# EXERCISE DETAILS
Drop the pictures, then extract the listing word for word.

------------------------------------

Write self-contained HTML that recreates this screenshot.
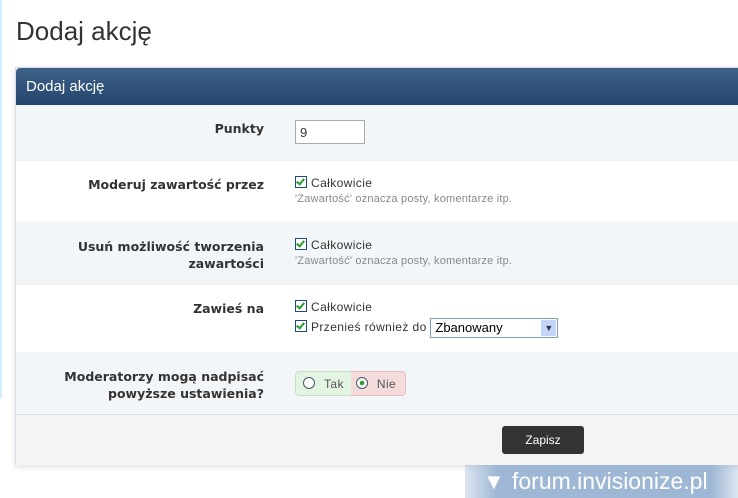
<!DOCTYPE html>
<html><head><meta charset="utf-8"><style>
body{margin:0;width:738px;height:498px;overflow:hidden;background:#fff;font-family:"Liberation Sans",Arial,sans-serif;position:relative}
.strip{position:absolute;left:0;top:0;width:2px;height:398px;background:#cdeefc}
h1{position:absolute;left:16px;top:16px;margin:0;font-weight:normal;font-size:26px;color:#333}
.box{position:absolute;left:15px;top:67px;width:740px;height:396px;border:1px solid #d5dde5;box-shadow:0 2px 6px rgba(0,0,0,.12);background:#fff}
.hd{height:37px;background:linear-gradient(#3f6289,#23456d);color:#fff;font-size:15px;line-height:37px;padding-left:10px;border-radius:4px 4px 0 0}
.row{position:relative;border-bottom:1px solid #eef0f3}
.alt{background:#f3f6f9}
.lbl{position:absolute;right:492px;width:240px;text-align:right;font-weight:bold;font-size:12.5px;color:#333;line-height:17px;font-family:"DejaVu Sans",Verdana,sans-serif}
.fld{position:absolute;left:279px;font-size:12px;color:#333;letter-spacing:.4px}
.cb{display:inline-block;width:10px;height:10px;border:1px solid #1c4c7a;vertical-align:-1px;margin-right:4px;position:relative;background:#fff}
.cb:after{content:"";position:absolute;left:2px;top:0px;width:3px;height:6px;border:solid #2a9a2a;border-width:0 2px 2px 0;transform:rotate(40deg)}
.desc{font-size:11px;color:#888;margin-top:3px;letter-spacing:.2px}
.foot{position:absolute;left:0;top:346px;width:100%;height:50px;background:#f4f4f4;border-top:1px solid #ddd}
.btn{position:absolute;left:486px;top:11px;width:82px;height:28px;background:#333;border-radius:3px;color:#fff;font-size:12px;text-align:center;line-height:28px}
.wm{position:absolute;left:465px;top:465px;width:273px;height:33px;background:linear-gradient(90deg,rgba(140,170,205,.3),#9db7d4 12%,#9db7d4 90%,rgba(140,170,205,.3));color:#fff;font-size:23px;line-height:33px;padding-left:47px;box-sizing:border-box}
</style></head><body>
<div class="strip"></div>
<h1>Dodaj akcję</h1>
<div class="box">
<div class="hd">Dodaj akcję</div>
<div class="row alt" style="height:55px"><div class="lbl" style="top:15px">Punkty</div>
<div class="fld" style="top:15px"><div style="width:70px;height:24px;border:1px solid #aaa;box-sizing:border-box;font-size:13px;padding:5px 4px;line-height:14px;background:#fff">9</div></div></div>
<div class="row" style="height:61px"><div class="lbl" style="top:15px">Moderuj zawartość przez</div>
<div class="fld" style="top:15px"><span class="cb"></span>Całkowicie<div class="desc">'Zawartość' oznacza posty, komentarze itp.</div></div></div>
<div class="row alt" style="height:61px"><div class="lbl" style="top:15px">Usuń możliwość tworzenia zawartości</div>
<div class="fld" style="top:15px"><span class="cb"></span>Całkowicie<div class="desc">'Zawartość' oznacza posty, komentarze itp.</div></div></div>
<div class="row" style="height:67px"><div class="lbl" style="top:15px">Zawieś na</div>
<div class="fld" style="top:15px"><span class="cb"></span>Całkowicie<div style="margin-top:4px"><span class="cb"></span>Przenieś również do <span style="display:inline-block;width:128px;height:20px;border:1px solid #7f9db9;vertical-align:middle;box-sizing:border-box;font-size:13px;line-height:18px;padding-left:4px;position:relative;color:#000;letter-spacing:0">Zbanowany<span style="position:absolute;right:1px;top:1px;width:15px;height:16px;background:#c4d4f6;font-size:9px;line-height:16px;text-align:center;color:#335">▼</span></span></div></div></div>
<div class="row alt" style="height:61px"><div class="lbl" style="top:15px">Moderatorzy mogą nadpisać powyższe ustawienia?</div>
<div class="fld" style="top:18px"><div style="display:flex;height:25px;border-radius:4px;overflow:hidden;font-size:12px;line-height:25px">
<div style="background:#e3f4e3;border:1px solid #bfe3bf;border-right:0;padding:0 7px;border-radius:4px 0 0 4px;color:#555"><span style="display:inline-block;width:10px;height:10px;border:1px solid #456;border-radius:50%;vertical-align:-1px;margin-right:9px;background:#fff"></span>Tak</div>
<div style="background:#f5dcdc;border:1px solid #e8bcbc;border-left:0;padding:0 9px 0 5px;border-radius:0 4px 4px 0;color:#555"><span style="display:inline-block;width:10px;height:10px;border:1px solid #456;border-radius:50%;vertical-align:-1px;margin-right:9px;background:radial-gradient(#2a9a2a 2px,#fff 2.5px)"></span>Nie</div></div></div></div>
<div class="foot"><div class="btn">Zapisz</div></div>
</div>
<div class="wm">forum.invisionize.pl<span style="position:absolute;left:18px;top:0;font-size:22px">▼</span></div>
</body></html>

------------------------------------

# WRITTEN RESPONSE
Write self-contained HTML that recreates this screenshot.
<!DOCTYPE html>
<html><head><meta charset="utf-8"><style>
body{margin:0;width:738px;height:498px;overflow:hidden;background:#fff;font-family:"Liberation Sans",Arial,sans-serif;position:relative}
.strip{position:absolute;left:0;top:0;width:2px;height:398px;background:#cdeefc}
h1{position:absolute;left:16px;top:16px;margin:0;font-weight:normal;font-size:26px;color:#333}
.box{position:absolute;left:15px;top:67px;width:740px;height:396px;border:1px solid #d5dde5;box-shadow:0 2px 6px rgba(0,0,0,.12);background:#fff}
.hd{height:37px;background:linear-gradient(#3f6289,#23456d);color:#fff;font-size:15px;line-height:37px;padding-left:10px;border-radius:4px 4px 0 0}
.row{position:relative;border-bottom:1px solid #eef0f3}
.alt{background:#f3f6f9}
.lbl{position:absolute;right:492px;width:240px;text-align:right;font-weight:bold;font-size:12.5px;color:#333;line-height:17px;font-family:"DejaVu Sans",Verdana,sans-serif}
.fld{position:absolute;left:279px;font-size:12px;color:#333;letter-spacing:.4px}
.cb{display:inline-block;width:10px;height:10px;border:1px solid #1c4c7a;vertical-align:-1px;margin-right:4px;position:relative;background:#fff}
.cb:after{content:"";position:absolute;left:2px;top:0px;width:3px;height:6px;border:solid #2a9a2a;border-width:0 2px 2px 0;transform:rotate(40deg)}
.desc{font-size:11px;color:#888;margin-top:3px;letter-spacing:.2px}
.foot{position:absolute;left:0;top:346px;width:100%;height:50px;background:#f4f4f4;border-top:1px solid #ddd}
.btn{position:absolute;left:486px;top:11px;width:82px;height:28px;background:#333;border-radius:3px;color:#fff;font-size:12px;text-align:center;line-height:28px}
.wm{position:absolute;left:465px;top:465px;width:273px;height:33px;background:linear-gradient(90deg,rgba(140,170,205,.3),#9db7d4 12%,#9db7d4 90%,rgba(140,170,205,.3));color:#fff;font-size:23px;line-height:33px;padding-left:47px;box-sizing:border-box}
</style></head><body>
<div class="strip"></div>
<h1>Dodaj akcję</h1>
<div class="box">
<div class="hd">Dodaj akcję</div>
<div class="row alt" style="height:55px"><div class="lbl" style="top:15px">Punkty</div>
<div class="fld" style="top:15px"><div style="width:70px;height:24px;border:1px solid #aaa;box-sizing:border-box;font-size:13px;padding:5px 4px;line-height:14px;background:#fff">9</div></div></div>
<div class="row" style="height:61px"><div class="lbl" style="top:15px">Moderuj zawartość przez</div>
<div class="fld" style="top:15px"><span class="cb"></span>Całkowicie<div class="desc">'Zawartość' oznacza posty, komentarze itp.</div></div></div>
<div class="row alt" style="height:61px"><div class="lbl" style="top:15px">Usuń możliwość tworzenia zawartości</div>
<div class="fld" style="top:15px"><span class="cb"></span>Całkowicie<div class="desc">'Zawartość' oznacza posty, komentarze itp.</div></div></div>
<div class="row" style="height:67px"><div class="lbl" style="top:15px">Zawieś na</div>
<div class="fld" style="top:15px"><span class="cb"></span>Całkowicie<div style="margin-top:4px"><span class="cb"></span>Przenieś również do <span style="display:inline-block;width:128px;height:20px;border:1px solid #7f9db9;vertical-align:middle;box-sizing:border-box;font-size:13px;line-height:18px;padding-left:4px;position:relative;color:#000;letter-spacing:0">Zbanowany<span style="position:absolute;right:1px;top:1px;width:15px;height:16px;background:#c4d4f6;font-size:9px;line-height:16px;text-align:center;color:#335">▼</span></span></div></div></div>
<div class="row alt" style="height:61px"><div class="lbl" style="top:15px">Moderatorzy mogą nadpisać powyższe ustawienia?</div>
<div class="fld" style="top:18px"><div style="display:flex;height:25px;border-radius:4px;overflow:hidden;font-size:12px;line-height:25px">
<div style="background:#e3f4e3;border:1px solid #bfe3bf;border-right:0;padding:0 7px;border-radius:4px 0 0 4px;color:#555"><span style="display:inline-block;width:10px;height:10px;border:1px solid #456;border-radius:50%;vertical-align:-1px;margin-right:9px;background:#fff"></span>Tak</div>
<div style="background:#f5dcdc;border:1px solid #e8bcbc;border-left:0;padding:0 9px 0 5px;border-radius:0 4px 4px 0;color:#555"><span style="display:inline-block;width:10px;height:10px;border:1px solid #456;border-radius:50%;vertical-align:-1px;margin-right:9px;background:radial-gradient(#2a9a2a 2px,#fff 2.5px)"></span>Nie</div></div></div></div>
<div class="foot"><div class="btn">Zapisz</div></div>
</div>
<div class="wm">forum.invisionize.pl<span style="position:absolute;left:18px;top:0;font-size:22px">▼</span></div>
</body></html>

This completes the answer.